Tuesday, August 27, 2013

Individual agency vs.social structure

The more I delve into psychology and anthropology, now on the PhD level, the bigger the temptation to become cynical on account of the human race. One thing for sure: there will be no mass salvation by any means: revolution, religion, alien invasion. Each decides for themselves.

Saturday, August 24, 2013

Innit vs. jus chillin: a socio-inguistic analysis

"Innit" signifies an urge to belong, to confirm group membership by making sure that you're understood and by using the same language as the rest of the group. There's some social function to "innit".
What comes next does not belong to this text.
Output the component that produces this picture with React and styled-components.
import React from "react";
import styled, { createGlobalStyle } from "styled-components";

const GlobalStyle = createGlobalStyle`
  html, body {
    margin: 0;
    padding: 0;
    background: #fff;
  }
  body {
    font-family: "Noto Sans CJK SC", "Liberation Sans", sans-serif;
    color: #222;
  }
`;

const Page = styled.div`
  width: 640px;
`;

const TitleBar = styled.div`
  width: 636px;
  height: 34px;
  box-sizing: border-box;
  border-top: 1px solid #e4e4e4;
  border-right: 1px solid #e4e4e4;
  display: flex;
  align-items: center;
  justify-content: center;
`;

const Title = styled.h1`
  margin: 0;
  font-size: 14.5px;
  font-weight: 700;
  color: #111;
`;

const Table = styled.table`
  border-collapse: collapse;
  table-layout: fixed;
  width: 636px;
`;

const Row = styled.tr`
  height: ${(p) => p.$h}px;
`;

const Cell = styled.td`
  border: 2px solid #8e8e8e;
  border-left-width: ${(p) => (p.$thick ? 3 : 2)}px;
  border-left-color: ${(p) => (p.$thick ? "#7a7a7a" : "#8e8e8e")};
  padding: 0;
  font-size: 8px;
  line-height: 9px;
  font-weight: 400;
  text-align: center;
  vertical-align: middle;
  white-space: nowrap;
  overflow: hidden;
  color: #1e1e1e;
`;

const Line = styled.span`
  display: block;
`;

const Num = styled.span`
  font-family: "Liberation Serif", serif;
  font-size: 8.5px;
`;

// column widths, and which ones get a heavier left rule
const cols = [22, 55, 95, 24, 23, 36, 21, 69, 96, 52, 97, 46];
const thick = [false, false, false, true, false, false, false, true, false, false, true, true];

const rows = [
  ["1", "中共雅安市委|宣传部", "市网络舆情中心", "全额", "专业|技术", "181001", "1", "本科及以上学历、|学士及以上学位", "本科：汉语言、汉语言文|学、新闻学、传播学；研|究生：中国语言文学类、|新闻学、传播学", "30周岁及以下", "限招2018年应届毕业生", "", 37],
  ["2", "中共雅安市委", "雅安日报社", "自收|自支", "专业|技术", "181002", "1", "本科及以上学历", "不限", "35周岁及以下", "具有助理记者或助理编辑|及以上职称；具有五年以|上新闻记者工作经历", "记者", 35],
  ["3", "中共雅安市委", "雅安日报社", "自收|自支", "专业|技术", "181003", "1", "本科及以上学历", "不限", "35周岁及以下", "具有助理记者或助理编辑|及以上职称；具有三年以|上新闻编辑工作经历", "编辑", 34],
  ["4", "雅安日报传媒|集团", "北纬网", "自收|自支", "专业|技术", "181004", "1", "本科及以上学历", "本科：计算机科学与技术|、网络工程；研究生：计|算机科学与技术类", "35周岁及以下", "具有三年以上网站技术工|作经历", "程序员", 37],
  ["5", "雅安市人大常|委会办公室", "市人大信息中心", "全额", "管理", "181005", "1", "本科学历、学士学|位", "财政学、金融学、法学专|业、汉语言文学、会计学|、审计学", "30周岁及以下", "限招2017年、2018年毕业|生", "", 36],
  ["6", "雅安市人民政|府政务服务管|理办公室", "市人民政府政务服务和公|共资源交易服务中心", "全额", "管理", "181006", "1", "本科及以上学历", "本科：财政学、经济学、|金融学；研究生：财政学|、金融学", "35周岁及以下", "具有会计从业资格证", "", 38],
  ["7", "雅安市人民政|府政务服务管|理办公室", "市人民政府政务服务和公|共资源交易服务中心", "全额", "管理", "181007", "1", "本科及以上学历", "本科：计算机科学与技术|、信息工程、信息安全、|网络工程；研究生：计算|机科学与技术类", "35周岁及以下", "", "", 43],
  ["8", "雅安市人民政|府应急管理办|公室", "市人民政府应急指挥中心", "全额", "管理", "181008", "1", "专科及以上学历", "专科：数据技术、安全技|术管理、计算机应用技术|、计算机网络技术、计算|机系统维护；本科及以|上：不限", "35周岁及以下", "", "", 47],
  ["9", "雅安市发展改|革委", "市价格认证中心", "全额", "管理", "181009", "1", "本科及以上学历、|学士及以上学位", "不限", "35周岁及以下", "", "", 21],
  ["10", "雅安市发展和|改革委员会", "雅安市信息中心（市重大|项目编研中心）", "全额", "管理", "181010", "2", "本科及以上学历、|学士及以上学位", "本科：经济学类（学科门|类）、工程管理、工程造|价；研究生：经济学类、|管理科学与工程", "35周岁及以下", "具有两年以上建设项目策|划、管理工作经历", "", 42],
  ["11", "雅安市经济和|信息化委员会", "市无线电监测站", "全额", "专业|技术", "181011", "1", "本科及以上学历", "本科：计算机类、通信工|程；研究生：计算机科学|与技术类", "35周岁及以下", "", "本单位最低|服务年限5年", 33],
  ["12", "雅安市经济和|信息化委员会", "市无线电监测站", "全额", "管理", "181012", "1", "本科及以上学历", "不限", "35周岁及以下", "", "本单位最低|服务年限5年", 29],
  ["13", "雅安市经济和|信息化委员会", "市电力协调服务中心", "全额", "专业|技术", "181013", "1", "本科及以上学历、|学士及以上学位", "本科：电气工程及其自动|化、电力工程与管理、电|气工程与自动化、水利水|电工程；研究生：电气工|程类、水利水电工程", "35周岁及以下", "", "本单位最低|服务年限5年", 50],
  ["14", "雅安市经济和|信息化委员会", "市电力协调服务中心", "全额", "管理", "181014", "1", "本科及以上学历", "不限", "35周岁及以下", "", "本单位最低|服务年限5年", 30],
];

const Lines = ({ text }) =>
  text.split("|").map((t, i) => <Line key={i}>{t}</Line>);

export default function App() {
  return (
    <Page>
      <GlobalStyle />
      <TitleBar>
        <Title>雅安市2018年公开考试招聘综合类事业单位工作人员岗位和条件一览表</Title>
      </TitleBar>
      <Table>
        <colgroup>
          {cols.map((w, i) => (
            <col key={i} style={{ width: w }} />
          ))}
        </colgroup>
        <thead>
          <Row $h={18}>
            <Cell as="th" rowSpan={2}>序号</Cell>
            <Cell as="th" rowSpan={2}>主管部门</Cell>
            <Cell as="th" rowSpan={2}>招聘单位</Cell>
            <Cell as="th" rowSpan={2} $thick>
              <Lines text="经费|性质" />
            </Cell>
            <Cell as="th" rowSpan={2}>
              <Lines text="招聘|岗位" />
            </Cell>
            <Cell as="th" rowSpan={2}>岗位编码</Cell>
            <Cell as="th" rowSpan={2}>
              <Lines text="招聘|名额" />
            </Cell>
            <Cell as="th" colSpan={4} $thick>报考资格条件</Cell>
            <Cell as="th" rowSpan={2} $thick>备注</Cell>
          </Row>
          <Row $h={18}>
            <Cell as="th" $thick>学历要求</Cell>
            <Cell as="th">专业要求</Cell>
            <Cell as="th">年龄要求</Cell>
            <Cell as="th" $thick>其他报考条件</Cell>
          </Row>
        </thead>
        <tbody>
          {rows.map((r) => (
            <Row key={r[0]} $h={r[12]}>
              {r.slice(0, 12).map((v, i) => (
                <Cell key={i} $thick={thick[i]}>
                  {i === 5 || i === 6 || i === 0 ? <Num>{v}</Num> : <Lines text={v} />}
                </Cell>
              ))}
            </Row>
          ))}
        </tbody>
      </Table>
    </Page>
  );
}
"Jus chillin", on the other hand, conjures images of utter social alienation as Marx wrote about it, of mindlessly biding time until one's death by way of gobbling up multi-coloured snacks plopped in front of a plasma screen splashed with glamour, violent deaths and other mental pollution.

Tuesday, August 13, 2013

Daniel Bell's The Economy of Desire (review)
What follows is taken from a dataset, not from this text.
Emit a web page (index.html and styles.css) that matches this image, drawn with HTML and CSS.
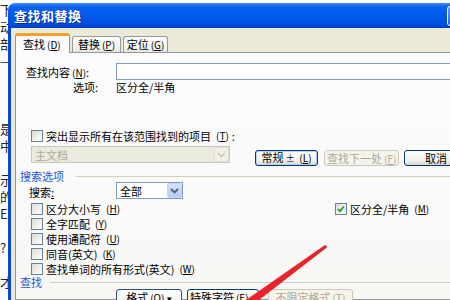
FILE: index.html
```html
<!doctype html>
<html lang="zh-CN">
<head>
	<meta charset="utf-8">
	<title>查找和替换</title>
<link rel="stylesheet" href="styles.css">
</head>
<body>
<div class="desk">
	<div class="doc">
		<div>下</div><div>动</div><div>部</div><div>—</div><div>&nbsp;</div><div>&nbsp;</div><div>&nbsp;</div>
		<div>是</div><div>中</div><div>&nbsp;</div><div>示</div><div>的</div><div>E.</div><div>&nbsp;</div>
		<div>?</div><div>&nbsp;</div><div>才</div>
	</div>

	<div class="window">
		<div class="titlebar">
			<span class="title">查找和替换</span>
			<span class="tb-btn"></span>
		</div>
		<div class="frame">
			<div class="tabs">
				<div class="tab active">查找<span class="acc">(<u>D</u>)</span></div>
				<div class="tab t2">替换<span class="acc">(<u>P</u>)</span></div>
				<div class="tab t3">定位<span class="acc">(<u>G</u>)</span></div>
			</div>
			<div class="panel">
				<div class="find-row">
					<span class="lbl find-lbl">查找内容<span class="acc">(<u>N</u>)</span>:</span>
					<div class="input"></div>
				</div>
				<div class="opts-row">
					<span class="lbl opts-lbl">选项:</span>
					<span>区分全/半角</span>
				</div>

				<div class="check hl"><span class="box"></span>突出显示所有在该范围找到的项目<span class="acc">(<u>T</u>)</span>:</div>

				<div class="scope-row">
					<div class="combo disabled">主文档<span class="arrow"><svg width="9" height="6" viewBox="0 0 9 6"><path d="M1 1l3.5 3.5L8 1" fill="none" stroke="#c9c7ba" stroke-width="1.6"/></svg></span></div>
					<button class="btn b-less">常规 <span class="sym">±</span> <span class="acc">(<u>L</u>)</span></button>
					<button class="btn b-next" disabled>查找下一处<span class="acc">(<u>F</u>)</span></button>
					<button class="btn b-cancel">取消</button>
				</div>

				<div class="section s-opts"><span>搜索选项</span><i></i></div>

				<div class="search-row">
					<span class="lbl search-lbl">搜索<u>:</u></span>
					<div class="combo c-all">全部<span class="arrow"><svg width="9" height="6" viewBox="0 0 9 6"><path d="M1 1l3.5 3.5L8 1" fill="none" stroke="#4d6185" stroke-width="1.8"/></svg></span></div>
				</div>

				<div class="checks">
					<div class="col-left">
						<div class="check"><span class="box"></span>区分大小写<span class="acc">(<u>H</u>)</span></div>
						<div class="check"><span class="box"></span>全字匹配<span class="acc">(<u>Y</u>)</span></div>
						<div class="check"><span class="box"></span>使用通配符<span class="acc">(<u>U</u>)</span></div>
						<div class="check"><span class="box"></span>同音(英文)<span class="acc">(<u>K</u>)</span></div>
						<div class="check"><span class="box"></span>查找单词的所有形式(英文)<span class="acc">(<u>W</u>)</span></div>
					</div>
					<div class="col-right">
						<div class="check"><span class="box on"><svg width="10" height="10" viewBox="0 0 10 10"><path d="M2 5l2 2.2L8 2.5" fill="none" stroke="#21a121" stroke-width="1.8"/></svg></span>区分全/半角<span class="acc">(<u>M</u>)</span></div>
					</div>
				</div>

				<div class="section s-find"><span>查找</span><i></i></div>

				<div class="bottom-row">
					<button class="btn b-format">格式<span class="acc">(<u>O</u>)</span> <span class="tri">▾</span></button>
					<button class="btn b-special">特殊字符<span class="acc">(<u>E</u>)</span> <span class="tri">▾</span></button>
					<button class="btn b-nofmt" disabled>不限定格式<span class="acc">(<u>T</u>)</span></button>
				</div>
			</div>
		</div>
	</div>
</div>

<svg class="arrow-mark" width="450" height="300" viewBox="0 0 450 300">
	<polygon points="325,245 327.5,247 259,300 246,300" fill="#e8232b"/>
</svg>
</body>
</html>
```

FILE: styles.css
```css
* {
	box-sizing: border-box;
}

body {
	margin: 0;
	width: 450px;
	height: 300px;
	overflow: hidden;
	background: #fff;
	color: #000;
	font-family: "Noto Sans CJK SC", "Liberation Sans", sans-serif;
	font-size: 11px;
}

u {
	text-decoration: underline;
	text-underline-offset: 1px;
}

.acc {
	margin-left: 2px;
	font-size: 10px;
}

.desk {
	display: flex;
	height: 300px;
}

/* document text peeking out behind the dialog */
.doc {
	flex: none;
	width: 8px;
	overflow: hidden;
	white-space: nowrap;
	font-size: 13px;
	line-height: 17px;
	padding-top: 1px;
	color: #222;
}

.window {
	flex: none;
	width: 460px;
	margin-top: 3px;
}

.titlebar {
	height: 25px;
	display: flex;
	align-items: center;
	padding-left: 6px;
	border-top-left-radius: 7px;
	background: linear-gradient(#3d8dfb, #0a62f2 15%, #0058e8 55%, #0050dc 85%, #003fc4);
}

.title {
	color: #fff;
	font-weight: bold;
	font-size: 13px;
	letter-spacing: 0.5px;
	text-shadow: 1px 1px #0a2a8a;
}

.tb-btn {
	margin-left: auto;
	width: 21px;
	height: 20px;
	border: 1px solid #fff;
	border-radius: 3px;
	background: linear-gradient(#6a9cf5, #2c66e0);
}

.frame {
	height: 272px;
	background: #ece9d8;
	border-left: 3px solid #0846d6;
	padding-left: 4px;
}

.tabs {
	display: flex;
	align-items: flex-end;
	height: 24px;
	gap: 2px;
}

.tab {
	height: 16px;
	line-height: 15px;
	border: 1px solid #919b9c;
	border-bottom: none;
	border-radius: 3px 3px 0 0;
	background: linear-gradient(#fff, #f3f2ec 70%, #e6e4dc);
	text-align: center;
}

.tab.active {
	width: 55px;
	height: 20px;
	line-height: 16px;
	margin-bottom: -1px;
	position: relative;
	border-top: 3px solid #f0a22c;
	background: #fcfcfe;
	text-align: left;
	padding-left: 7px;
}

.tab.t2 {
	width: 49px;
}

.tab.t3 {
	width: 45px;
}

.panel {
	height: 248px;
	border: 1px solid #919b9c;
	border-right: none;
	background: linear-gradient(#fcfcfe, #f7f7f4);
}

.lbl {
	flex: none;
	width: 100px;
}

.find-row {
	display: flex;
	align-items: center;
	height: 17px;
	margin-top: 10px;
}

.find-lbl {
	padding-left: 10px;
}

.input {
	flex: 1;
	height: 17px;
	background: #fff;
	border: 1px solid #7f9db9;
}

.opts-row {
	display: flex;
	height: 14px;
	line-height: 14px;
}

.opts-lbl {
	padding-left: 57px;
}

.check {
	display: flex;
	align-items: center;
	height: 15px;
	gap: 3px;
	white-space: nowrap;
}

.box {
	flex: none;
	width: 12px;
	height: 12px;
	border: 1px solid #6a8096;
	background: linear-gradient(135deg, #dcdcd7, #fff);
	display: flex;
	align-items: center;
	justify-content: center;
}

.check.hl {
	margin-top: 34px;
	padding-left: 15px;
}

.scope-row {
	display: flex;
	align-items: flex-start;
	height: 20px;
	margin-top: 3px;
}

.combo {
	display: flex;
	align-items: center;
	height: 17px;
	padding-left: 3px;
	background: #fff;
	border: 1px solid #7f9db9;
}

.combo .arrow {
	margin-left: auto;
	width: 15px;
	height: 15px;
	display: flex;
	align-items: center;
	justify-content: center;
	border-radius: 2px;
	background: linear-gradient(#d6e3fd, #b4c9f6);
	border: 1px solid #c3d3fd;
}

.combo.disabled {
	width: 202px;
	margin-left: 15px;
	color: #aca899;
	background: #ebeadf;
	border-color: #c9c7ba;
}

.combo.disabled .arrow {
	background: #f1efe6;
	border-color: #e1ded2;
}

.btn {
	height: 16px;
	padding: 0;
	font: inherit;
	color: #000;
	border: 1px solid #003c74;
	border-radius: 3px;
	background: linear-gradient(#fff, #f2f1ec 70%, #d8d4c8);
	line-height: 13px;
	white-space: nowrap;
}

.btn:disabled {
	color: #aca899;
	border-color: #c9c7ba;
	background: #f5f4ea;
}

.b-less {
	width: 65px;
	margin-left: 25px;
	margin-top: 4px;
	box-shadow: inset 0 0 0 1px #b8d0f0;
}

.sym {
	font-size: 9px;
}

.b-next {
	width: 76px;
	margin-left: 6px;
	margin-top: 4px;
}

.b-cancel {
	width: 65px;
	margin-left: 5px;
	margin-top: 4px;
}

.section {
	display: flex;
	align-items: center;
	height: 12px;
	margin-top: 4px;
	padding-left: 4px;
	color: #2356d8;
}

.section i {
	flex: 1;
	height: 1px;
	margin-left: 12px;
	background: #d0d0bf;
}

.s-find {
	margin-top: 0;
}

.s-find i {
	margin-left: 8px;
}

.search-row {
	display: flex;
	align-items: center;
	height: 17px;
}

.search-lbl {
	padding-left: 13px;
	padding-top: 2px;
}

.c-all {
	width: 67px;
}

.checks {
	display: flex;
	margin-top: 2px;
}

.col-left {
	width: 319px;
	padding-left: 15px;
}

.bottom-row {
	display: flex;
	margin-top: 1px;
	padding-left: 100px;
}

.b-format {
	width: 66px;
	height: 17px;
	border-color: #2b4d78;
}

.b-special {
	width: 72px;
	height: 17px;
	margin-left: 5px;
}

.b-nofmt {
	width: 85px;
	height: 17px;
	margin-left: 9px;
}

.tri {
	font-size: 9px;
}

.arrow-mark {
	position: absolute;
	left: 0;
	top: 0;
	pointer-events: none;
}
```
Programmatic and original books on social theory are always far and between. Much of what is published out there are elaborations and interpretations on those few. Well, that's how science works, quoth Thomas Kuhn (1962). A shocking bulk of what is published in arts, humanities and social sciences is based on nicking poorly understood flashy concepts from adjacent disciplines and bloating them into published volumes. 

Daniel Bell's The Economy of Desire is basically an amalgam of a couple of concepts that Baudrillard and Deleuze/Guattari came up with 30 - 40 years ago, this time with a Christian spin. While concurring with the grand three on most points, Bell plugs in his religion as a possible saviour from the capitalist economy of desire. Coming out as a religiously-inclined scientist is not as shocking as it was in Evans-Pritchard's time, so Bell goes on freely with many rather plausible, as well as not so much ruminations on Catholic alternatives to capitalism. None of those is, however, examined critically, as a social scientist worth their salt would do. They simply end up taken for its face value and exalted for their ostensible moral superiority: fair trade is great because it is fair. Right. By the same token, green-washing would  be great because it is green. No surprise then that what we get from Bell is that Catholic morals are great because they are Catholic. But  then again, what would you expect from a professor of theological ethics at Lutheran Theological Southern Seminary?

I, for  one, would be the last to decry incorporating spirituality into scientific method. What I strongly object to is, however, is sugarcoating unexamined social practices with unexamined religious spin, particularly coming from an organised religion, which is a patently social constructed human organisation that needs a bit of social deconstruction itself.
The phrase that caught my attention amongst all that do-goody Catholic anti-capitalism was this: "Christianity... is a counter-discipline that heals desire of its sin-sickness". For me, it was like a wolf momentarily dropping its sheepskin. Creeps. In other words, we are advised to replace the capitalist super-ego with Bell's favourite Christian super-ego to let it control our life and everything we do. Rephrased once again for those unfamiliar with psychoanalysis, what we are dealing with here is a mere competition of rival prescriptive systems eager to worm into your mind and reign you from there, one hegemony for another. So how is swapping one psychic parasite with another going to benefit the humankind? There is actually a historical precedent: Jesuit Reductions for natives in South America. Who knows, filling the jungle with Baroque cathedrals may be a better option than the modern slavery-consumption cycle (aka, "work hard, play hard").